Jenseits der Opferrolle

■ Türkische Kulturvereine kauften in Ulm den –Spiegel' aus dem Verkehr

Jenseits der Opferrolle Türkische Kulturvereine kauften in Ulm den 'Spiegel‘ aus dem Verkehr

Betriebswirtschaftlich gesehen hält sich der Schaden in Grenzen — für alle Seiten. Die Mitglieder oder Anhänger türkisch-islamischer Kulturvereine mußten ein paar tausend Mark verschmerzen, so manchem Ulmer blieb die jüngste Ausgabe des 'Spiegel‘ versagt — und letzterer macht sogar noch einen Schnitt, weil andere für ihn kostenlos PR betreiben. Politisch gesehen stellt sich die Sache schwieriger dar: Türkische Kulturvereine versuchen, ein Nachrichtenmagazin wegzukaufen, weil ihnen ein Artikel über das Vorgehen der türkischen Militärs gegen die Kurden in ihrem Land nicht paßt, und kündigen an, die Exemplare öffentlich zu verbrennen. Unterdessen verschlechtern sich auch die Beziehungen zwischen türkischen und kurdischen Immigranten, die ohnehin noch nie sehr harmonisch waren.

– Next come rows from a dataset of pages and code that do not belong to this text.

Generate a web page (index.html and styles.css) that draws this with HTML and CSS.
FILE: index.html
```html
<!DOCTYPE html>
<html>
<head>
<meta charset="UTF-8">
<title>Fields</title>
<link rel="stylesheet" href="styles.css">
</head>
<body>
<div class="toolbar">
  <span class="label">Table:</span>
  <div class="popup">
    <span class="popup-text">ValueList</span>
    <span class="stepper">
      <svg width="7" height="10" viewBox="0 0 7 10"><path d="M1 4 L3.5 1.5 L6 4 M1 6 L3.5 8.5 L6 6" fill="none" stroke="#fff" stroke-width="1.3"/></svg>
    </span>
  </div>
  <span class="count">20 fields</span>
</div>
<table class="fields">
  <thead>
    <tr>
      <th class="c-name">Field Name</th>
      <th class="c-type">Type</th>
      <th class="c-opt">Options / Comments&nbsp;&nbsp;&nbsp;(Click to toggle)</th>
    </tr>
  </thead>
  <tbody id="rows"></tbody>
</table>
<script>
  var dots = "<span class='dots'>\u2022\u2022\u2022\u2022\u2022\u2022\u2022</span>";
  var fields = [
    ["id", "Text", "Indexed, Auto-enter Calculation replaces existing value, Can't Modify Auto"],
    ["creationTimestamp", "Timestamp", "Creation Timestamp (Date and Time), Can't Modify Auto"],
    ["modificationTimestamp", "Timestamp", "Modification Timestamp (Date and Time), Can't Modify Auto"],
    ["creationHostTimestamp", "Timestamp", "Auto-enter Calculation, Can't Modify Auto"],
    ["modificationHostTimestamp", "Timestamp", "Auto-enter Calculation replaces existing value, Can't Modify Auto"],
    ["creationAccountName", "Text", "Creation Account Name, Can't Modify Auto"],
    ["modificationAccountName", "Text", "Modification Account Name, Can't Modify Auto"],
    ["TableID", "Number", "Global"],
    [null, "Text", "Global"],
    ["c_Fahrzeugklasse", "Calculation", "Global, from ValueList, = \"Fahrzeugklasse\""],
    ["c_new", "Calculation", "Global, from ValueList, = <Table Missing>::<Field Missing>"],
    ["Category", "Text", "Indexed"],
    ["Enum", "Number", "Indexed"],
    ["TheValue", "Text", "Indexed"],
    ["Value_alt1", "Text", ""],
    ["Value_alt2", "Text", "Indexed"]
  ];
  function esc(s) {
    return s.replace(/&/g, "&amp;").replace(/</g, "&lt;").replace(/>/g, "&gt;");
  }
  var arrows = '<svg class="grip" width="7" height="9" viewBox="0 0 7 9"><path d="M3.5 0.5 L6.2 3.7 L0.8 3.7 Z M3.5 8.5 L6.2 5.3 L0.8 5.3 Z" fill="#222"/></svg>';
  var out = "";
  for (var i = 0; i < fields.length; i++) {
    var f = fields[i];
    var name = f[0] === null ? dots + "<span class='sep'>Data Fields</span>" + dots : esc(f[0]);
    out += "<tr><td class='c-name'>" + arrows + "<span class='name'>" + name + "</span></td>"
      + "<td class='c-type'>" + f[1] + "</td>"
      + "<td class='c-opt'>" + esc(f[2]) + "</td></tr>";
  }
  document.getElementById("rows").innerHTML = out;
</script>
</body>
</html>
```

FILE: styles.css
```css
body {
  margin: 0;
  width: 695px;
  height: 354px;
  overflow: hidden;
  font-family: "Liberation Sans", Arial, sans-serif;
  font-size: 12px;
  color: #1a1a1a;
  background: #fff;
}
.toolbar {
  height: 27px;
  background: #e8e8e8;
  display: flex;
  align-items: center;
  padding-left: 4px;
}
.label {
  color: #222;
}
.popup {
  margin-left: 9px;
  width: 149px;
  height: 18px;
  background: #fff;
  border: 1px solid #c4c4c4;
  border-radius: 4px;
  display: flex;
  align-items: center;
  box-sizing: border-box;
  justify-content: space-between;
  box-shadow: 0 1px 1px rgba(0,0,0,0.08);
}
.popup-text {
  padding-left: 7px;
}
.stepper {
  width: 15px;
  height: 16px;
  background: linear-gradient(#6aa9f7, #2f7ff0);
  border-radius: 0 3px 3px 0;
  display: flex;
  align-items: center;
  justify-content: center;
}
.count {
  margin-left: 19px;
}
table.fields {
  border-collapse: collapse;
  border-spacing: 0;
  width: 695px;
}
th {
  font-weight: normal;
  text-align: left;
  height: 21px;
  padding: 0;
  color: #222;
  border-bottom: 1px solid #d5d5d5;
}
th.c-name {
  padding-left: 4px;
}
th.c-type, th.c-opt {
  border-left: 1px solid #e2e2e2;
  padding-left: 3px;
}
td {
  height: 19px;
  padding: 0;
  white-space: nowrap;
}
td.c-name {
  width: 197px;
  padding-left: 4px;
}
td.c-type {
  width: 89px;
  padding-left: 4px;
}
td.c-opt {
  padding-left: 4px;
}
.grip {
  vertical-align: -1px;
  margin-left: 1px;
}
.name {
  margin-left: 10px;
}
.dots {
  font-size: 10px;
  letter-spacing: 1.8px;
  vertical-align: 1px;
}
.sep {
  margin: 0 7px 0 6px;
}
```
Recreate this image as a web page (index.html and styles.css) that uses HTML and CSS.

Nun gibt es zwei Möglichkeiten für die versammelte Gemeinde Ausländerfreunde: Entweder erklärt man den Konflikt zur internen Angelegenheit zwischen türkischen und kurdischen Immigranten und hält sich heraus. Oder man mischt sich ein — nicht nur, weil das Thema dank Bonner Panzerlieferungen an Ankara auch ein deutsches ist. Oder die Verfechter der multikulturellen Gesellschaft mischen sich ein und beginnen jenen interkulturellen Dialog, den sie sich bislang selbst verbaut hatten; weil sie vom türkischen Imam bis zum äthiopischen Asylsuchenden alle in einen Topf warfen. Es gab nur noch den Ausländer schlechthin — als Opfer des Ausländergesetzes, der Polizei, der Rechten et cetera. Soviel linker Reduktionismus hatte über Jahre hinweg den Vorteil, die eigene Identität als Ausländerfreund kräftig zu pflegen, weil man mit der als Inländer Schwierigkeiten hatte.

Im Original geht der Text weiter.